TASK TO CARRY OUT
Return each line that holds the word "Rebuild".

ENTRIES SHOWN
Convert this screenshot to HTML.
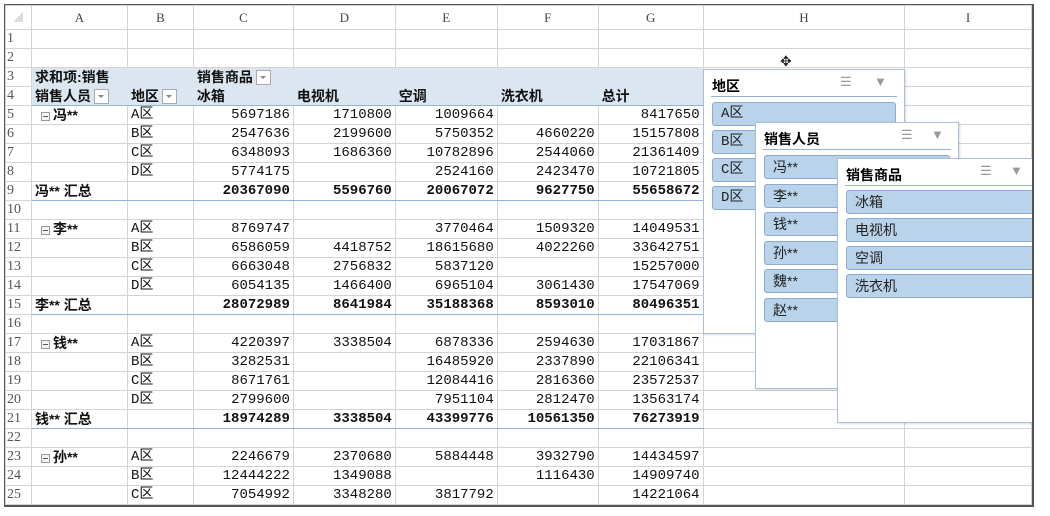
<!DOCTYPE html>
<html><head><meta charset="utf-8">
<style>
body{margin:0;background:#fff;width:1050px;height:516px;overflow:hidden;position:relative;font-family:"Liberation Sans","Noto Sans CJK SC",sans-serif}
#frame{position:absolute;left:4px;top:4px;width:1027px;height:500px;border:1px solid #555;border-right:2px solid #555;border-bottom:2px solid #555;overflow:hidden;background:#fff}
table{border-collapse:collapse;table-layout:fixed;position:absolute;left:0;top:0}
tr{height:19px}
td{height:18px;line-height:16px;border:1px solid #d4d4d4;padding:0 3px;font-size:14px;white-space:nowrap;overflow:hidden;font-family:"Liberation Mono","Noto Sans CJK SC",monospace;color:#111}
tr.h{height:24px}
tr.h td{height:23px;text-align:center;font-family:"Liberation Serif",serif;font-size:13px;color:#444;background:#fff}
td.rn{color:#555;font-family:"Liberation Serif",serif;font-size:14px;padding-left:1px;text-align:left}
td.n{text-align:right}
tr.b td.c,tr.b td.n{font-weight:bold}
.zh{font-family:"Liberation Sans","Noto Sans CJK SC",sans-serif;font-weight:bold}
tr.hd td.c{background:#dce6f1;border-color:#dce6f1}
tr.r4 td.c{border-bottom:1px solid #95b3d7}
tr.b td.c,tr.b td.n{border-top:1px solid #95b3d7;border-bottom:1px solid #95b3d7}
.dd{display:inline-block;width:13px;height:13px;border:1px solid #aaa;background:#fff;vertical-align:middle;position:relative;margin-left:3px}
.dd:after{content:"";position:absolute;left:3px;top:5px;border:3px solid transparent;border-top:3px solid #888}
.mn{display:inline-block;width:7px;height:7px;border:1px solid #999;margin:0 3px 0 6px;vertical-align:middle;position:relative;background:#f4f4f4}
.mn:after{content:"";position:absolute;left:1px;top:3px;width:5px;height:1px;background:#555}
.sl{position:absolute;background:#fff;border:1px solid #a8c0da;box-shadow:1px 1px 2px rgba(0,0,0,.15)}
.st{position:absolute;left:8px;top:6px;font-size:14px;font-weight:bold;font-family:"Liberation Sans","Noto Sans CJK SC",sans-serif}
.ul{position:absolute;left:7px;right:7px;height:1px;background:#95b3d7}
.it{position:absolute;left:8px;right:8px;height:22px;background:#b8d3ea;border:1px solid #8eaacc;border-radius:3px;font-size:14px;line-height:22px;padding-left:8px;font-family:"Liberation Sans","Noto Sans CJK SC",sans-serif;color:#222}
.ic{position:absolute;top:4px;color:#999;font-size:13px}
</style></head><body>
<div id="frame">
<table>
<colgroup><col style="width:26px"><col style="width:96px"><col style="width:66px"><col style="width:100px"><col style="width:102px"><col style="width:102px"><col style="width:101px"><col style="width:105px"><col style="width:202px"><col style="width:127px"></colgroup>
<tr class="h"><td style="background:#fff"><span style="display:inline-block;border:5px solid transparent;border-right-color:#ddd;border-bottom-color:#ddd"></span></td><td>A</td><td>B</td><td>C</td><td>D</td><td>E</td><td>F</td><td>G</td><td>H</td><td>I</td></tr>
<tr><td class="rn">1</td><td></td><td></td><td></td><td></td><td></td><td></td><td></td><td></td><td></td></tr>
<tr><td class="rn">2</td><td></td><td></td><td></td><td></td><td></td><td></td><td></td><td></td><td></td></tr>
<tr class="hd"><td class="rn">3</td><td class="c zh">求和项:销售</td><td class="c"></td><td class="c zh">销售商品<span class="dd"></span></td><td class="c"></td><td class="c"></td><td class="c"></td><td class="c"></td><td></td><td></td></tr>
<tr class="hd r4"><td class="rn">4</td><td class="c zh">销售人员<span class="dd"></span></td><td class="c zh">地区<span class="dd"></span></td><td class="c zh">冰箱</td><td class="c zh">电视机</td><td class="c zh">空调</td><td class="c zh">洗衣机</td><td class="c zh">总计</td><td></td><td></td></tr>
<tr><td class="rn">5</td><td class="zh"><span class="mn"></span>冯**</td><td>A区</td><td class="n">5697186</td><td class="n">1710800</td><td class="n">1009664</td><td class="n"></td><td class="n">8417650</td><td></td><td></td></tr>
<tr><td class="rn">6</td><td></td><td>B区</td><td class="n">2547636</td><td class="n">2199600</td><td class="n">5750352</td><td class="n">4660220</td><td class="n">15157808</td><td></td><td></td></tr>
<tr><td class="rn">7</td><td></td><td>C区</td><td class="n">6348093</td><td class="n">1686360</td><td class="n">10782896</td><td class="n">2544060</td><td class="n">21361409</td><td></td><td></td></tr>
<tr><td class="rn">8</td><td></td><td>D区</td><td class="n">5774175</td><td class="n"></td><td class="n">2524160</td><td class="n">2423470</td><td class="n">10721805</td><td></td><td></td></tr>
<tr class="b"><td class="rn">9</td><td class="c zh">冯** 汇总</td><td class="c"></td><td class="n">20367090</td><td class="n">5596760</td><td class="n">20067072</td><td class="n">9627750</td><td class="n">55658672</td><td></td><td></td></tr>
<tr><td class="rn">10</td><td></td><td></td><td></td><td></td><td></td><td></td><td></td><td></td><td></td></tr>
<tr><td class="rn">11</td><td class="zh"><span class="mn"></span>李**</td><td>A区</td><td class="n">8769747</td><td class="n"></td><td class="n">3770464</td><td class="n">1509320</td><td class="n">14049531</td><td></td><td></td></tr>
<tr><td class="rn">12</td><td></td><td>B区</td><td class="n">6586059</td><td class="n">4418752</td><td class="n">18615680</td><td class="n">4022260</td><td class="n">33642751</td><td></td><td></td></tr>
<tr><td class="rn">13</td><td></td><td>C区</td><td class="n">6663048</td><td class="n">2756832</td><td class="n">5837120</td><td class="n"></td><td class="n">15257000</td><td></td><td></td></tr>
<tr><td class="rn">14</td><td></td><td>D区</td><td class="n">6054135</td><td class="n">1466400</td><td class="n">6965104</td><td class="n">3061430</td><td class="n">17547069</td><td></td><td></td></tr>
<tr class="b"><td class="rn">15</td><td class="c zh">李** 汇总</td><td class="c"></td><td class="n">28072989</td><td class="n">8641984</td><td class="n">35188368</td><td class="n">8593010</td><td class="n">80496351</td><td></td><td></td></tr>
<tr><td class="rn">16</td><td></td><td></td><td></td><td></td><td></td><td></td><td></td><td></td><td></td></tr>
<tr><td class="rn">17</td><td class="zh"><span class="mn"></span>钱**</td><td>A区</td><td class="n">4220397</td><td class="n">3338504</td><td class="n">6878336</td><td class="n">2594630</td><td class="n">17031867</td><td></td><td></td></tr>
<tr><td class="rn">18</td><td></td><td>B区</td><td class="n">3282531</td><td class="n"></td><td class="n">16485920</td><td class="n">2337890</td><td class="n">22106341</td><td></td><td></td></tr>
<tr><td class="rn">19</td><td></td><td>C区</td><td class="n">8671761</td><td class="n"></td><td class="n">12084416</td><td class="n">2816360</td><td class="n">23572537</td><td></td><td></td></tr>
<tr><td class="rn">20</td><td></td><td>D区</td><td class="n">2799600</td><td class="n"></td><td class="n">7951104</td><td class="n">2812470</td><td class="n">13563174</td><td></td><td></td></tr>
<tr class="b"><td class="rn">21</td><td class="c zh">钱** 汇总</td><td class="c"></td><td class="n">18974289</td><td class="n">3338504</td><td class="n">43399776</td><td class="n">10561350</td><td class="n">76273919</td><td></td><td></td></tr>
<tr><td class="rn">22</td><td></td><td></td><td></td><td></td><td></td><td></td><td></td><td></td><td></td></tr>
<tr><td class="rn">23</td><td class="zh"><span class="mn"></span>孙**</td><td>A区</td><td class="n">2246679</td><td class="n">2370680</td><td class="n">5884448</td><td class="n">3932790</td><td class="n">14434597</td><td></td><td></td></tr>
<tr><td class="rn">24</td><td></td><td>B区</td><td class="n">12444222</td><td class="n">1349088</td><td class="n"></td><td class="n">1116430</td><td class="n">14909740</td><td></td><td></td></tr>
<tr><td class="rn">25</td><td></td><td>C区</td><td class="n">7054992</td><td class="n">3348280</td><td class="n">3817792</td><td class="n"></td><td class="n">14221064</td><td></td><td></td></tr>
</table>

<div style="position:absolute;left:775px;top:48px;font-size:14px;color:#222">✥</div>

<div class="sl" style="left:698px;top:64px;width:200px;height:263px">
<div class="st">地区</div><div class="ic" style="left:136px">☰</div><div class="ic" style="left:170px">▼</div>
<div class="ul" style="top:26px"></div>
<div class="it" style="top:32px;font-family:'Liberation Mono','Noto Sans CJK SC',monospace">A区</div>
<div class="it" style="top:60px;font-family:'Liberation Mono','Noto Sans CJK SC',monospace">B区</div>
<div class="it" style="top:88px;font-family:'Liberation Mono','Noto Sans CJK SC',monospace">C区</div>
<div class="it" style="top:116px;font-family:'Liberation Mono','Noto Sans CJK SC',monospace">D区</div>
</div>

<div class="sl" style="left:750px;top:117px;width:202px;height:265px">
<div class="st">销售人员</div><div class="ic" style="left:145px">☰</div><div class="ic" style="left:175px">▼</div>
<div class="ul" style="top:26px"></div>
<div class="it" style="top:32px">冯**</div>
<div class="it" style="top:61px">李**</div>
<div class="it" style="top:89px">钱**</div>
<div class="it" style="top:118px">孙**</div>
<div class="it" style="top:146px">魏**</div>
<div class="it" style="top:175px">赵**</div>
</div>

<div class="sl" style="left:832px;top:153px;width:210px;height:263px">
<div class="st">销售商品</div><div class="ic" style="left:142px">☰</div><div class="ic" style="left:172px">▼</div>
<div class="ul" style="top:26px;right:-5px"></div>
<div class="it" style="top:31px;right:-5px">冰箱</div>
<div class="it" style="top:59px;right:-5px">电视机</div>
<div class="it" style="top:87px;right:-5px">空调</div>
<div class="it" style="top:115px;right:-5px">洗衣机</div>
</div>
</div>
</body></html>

...

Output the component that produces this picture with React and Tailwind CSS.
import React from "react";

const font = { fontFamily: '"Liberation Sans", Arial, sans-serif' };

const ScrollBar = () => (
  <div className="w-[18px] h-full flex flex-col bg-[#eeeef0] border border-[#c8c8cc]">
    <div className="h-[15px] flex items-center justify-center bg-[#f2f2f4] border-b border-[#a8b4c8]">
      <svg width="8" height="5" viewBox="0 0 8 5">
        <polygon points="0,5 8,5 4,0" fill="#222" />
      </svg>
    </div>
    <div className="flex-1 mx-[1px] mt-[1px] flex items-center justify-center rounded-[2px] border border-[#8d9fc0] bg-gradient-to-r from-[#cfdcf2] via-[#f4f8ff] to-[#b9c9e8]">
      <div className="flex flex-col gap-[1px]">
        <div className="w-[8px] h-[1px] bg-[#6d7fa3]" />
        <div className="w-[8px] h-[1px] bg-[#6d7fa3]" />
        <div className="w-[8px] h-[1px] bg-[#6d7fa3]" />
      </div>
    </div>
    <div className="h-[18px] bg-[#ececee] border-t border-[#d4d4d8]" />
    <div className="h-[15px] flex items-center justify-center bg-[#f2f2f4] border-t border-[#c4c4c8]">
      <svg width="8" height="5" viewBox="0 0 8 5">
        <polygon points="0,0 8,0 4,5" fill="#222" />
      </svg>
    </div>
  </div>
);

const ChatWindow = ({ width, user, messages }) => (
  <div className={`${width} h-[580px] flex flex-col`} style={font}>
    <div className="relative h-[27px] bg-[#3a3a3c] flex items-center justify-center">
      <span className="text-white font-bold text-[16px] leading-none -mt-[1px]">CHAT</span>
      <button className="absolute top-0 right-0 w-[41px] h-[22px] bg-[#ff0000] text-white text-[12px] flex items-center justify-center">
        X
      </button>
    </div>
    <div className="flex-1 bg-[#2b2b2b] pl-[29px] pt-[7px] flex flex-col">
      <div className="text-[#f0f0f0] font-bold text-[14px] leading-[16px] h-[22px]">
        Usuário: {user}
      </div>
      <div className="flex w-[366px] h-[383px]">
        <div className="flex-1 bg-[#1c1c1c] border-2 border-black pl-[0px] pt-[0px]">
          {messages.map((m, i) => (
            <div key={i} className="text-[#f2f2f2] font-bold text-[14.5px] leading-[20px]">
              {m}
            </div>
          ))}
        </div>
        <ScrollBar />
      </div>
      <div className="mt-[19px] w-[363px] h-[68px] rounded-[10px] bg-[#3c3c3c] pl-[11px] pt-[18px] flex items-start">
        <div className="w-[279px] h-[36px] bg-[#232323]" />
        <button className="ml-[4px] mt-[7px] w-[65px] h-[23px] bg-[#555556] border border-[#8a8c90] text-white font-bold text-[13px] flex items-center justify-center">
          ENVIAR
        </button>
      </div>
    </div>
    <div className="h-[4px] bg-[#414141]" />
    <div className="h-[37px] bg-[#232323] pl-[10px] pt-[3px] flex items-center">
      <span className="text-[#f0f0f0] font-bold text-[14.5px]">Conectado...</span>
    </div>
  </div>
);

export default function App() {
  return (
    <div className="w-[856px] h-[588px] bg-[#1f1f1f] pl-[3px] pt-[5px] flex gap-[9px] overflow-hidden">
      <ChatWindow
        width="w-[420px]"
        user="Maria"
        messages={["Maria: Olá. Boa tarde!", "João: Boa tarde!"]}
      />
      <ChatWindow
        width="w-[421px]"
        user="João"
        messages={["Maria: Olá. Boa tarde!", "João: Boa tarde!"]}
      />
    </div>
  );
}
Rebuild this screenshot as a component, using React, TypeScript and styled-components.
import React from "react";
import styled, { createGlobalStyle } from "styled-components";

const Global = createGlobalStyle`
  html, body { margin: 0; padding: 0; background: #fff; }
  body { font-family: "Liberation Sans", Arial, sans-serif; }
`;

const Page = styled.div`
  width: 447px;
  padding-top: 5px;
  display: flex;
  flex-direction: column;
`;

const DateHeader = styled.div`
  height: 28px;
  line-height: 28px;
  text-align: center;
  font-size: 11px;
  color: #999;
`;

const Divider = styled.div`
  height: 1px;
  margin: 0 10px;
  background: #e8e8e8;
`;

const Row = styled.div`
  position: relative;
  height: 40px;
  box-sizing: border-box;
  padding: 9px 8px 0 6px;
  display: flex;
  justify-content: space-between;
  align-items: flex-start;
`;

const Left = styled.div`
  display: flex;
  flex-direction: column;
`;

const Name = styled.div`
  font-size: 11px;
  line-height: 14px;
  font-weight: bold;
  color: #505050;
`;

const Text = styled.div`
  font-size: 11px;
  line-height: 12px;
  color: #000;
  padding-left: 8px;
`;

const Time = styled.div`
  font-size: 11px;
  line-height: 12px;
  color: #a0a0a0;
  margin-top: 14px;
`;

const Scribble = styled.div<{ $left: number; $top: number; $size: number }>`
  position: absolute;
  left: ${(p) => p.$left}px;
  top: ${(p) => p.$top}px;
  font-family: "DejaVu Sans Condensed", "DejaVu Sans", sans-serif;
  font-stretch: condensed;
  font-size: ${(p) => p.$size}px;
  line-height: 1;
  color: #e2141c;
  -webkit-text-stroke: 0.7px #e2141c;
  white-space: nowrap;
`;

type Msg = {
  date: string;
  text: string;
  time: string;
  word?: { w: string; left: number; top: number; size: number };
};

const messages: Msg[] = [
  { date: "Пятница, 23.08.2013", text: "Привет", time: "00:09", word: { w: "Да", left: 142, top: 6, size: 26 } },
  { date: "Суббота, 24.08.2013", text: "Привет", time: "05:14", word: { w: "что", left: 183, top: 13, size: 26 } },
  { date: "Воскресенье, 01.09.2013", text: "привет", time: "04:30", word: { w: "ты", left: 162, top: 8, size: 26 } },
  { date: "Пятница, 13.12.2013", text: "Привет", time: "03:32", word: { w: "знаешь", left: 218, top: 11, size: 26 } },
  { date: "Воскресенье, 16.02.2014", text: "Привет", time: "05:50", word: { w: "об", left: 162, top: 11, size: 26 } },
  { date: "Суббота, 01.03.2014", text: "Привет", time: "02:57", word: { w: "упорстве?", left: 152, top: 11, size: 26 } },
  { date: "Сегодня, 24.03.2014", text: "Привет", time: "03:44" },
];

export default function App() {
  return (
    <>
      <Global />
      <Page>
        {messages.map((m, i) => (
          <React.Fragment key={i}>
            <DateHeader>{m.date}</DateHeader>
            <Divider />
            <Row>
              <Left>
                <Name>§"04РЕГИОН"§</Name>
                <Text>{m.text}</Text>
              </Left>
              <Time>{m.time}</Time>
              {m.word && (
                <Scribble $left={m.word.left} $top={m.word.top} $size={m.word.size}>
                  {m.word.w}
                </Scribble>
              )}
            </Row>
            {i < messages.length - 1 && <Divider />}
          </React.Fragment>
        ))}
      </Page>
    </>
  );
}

* * *

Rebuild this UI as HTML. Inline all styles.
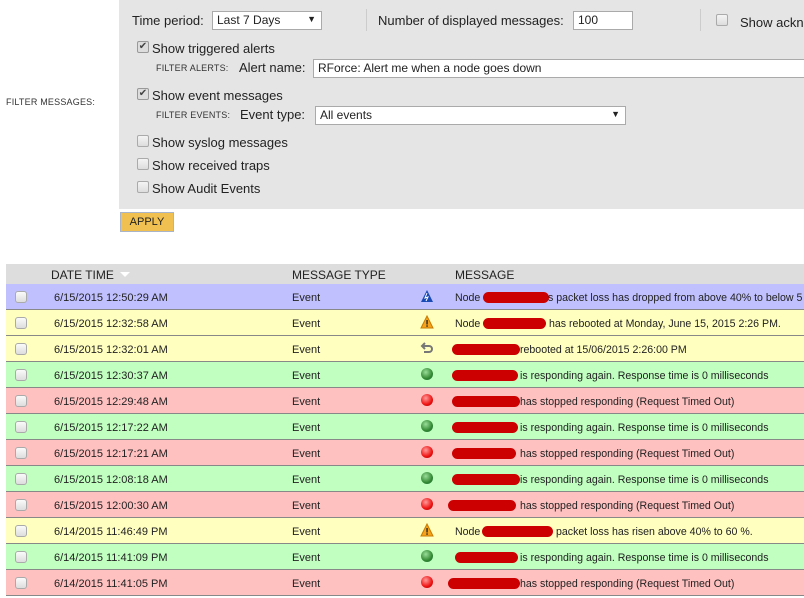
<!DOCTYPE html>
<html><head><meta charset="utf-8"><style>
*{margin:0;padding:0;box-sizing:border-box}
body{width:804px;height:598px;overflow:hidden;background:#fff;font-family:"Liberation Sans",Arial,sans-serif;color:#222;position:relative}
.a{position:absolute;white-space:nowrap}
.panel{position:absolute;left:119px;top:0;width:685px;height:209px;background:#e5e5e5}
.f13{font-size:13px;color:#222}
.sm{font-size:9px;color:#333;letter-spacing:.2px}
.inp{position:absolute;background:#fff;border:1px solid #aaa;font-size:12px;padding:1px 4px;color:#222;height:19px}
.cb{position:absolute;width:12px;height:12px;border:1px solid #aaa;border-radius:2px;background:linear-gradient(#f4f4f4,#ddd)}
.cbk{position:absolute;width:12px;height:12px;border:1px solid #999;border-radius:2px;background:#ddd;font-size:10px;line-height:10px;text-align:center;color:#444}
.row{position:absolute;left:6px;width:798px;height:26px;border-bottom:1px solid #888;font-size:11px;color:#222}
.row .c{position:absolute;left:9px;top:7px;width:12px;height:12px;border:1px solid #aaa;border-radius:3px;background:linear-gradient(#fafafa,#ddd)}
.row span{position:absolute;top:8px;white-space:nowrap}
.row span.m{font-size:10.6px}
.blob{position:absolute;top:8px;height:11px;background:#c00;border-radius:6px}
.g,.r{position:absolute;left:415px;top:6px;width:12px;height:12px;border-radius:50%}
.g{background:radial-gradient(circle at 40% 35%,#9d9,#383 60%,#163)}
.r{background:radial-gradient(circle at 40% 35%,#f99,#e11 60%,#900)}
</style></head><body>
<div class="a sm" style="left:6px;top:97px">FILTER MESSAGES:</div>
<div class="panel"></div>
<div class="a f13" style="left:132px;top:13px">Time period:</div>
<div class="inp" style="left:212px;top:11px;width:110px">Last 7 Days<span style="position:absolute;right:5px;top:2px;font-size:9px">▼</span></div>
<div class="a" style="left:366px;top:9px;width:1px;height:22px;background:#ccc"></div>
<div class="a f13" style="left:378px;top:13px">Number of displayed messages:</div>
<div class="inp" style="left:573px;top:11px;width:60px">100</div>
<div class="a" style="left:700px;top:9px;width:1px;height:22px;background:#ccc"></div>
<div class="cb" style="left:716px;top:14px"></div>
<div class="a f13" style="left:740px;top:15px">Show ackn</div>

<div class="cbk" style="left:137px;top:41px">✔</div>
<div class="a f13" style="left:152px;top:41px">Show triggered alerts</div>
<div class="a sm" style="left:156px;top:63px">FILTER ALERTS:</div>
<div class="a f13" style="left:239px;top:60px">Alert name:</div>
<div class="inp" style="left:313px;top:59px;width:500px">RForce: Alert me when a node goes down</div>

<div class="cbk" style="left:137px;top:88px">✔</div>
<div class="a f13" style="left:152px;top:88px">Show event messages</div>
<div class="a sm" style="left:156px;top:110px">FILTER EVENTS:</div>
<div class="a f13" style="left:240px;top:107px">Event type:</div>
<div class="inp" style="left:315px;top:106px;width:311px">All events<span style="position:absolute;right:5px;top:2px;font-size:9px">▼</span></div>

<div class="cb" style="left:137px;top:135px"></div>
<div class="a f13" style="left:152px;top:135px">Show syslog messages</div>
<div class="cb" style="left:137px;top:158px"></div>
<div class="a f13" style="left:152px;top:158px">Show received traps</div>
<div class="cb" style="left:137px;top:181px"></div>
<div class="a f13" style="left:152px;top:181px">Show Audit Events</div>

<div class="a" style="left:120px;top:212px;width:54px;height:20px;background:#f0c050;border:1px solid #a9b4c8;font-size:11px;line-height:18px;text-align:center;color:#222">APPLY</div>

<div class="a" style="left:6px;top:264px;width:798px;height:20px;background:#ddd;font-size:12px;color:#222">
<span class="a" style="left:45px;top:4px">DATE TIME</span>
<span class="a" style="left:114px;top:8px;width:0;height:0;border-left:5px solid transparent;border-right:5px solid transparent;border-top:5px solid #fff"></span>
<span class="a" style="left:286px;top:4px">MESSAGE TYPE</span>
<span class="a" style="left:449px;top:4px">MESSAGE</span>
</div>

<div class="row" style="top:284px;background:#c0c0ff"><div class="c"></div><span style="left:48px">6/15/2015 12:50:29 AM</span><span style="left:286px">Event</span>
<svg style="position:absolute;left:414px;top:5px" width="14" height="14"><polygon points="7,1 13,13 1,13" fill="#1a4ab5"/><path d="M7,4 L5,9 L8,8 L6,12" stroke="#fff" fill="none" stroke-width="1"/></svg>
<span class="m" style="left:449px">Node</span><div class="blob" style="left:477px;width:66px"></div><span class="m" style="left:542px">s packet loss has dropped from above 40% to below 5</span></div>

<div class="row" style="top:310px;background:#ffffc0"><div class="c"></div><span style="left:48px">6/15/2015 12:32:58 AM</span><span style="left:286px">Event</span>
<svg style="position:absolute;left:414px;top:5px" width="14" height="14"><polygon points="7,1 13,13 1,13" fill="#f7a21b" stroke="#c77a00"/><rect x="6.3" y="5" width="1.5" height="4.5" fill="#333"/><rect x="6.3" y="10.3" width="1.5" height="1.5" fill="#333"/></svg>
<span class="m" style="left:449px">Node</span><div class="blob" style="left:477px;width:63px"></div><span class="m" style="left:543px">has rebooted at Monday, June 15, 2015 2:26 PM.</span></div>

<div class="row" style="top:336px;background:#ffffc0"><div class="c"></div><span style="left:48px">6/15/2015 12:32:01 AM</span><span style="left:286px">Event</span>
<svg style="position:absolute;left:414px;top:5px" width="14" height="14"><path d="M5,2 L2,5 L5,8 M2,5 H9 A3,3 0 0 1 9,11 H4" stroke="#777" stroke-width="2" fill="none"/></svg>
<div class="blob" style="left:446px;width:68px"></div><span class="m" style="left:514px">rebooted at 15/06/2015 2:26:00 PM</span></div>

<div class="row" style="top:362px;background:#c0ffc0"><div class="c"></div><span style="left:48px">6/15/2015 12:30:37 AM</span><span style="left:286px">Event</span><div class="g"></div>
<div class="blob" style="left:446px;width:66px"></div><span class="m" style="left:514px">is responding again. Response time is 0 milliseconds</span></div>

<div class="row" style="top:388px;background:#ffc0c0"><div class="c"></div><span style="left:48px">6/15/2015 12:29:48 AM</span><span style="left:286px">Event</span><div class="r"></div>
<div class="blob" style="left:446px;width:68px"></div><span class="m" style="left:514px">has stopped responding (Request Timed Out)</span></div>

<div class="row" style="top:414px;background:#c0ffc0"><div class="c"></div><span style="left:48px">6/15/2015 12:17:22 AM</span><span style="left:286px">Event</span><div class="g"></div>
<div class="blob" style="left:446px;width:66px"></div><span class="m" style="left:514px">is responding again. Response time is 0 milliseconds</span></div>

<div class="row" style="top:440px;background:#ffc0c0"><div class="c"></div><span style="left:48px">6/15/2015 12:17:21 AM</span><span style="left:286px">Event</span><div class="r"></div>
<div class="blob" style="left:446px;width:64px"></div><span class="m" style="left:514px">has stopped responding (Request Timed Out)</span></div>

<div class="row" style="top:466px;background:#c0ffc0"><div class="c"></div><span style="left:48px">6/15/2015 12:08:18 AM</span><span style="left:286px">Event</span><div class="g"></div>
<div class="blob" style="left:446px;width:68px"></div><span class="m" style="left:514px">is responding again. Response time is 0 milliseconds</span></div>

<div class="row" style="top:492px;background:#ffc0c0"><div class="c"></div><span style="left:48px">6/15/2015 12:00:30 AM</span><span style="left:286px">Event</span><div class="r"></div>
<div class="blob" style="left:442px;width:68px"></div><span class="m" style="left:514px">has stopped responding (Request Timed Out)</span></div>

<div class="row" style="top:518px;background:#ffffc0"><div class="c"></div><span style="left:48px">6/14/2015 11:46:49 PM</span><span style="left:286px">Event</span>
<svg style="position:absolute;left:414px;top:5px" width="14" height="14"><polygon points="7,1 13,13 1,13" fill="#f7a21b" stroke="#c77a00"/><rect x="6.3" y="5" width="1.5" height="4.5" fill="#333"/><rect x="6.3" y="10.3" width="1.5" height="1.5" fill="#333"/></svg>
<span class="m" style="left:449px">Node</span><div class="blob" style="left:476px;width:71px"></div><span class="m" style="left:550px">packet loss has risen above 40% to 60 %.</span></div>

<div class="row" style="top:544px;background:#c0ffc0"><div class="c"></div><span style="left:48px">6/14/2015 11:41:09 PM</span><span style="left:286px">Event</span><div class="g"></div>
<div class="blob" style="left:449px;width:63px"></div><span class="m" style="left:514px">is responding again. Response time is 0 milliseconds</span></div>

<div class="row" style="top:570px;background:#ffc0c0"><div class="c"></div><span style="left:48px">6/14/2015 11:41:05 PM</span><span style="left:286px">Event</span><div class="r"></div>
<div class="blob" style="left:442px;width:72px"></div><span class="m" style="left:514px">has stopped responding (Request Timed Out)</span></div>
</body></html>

SOLVED EXERCISE
Rebuild this screenshot as a component, using React, TypeScript and styled-components.
Rebuild this UI as HTML. Inline all styles.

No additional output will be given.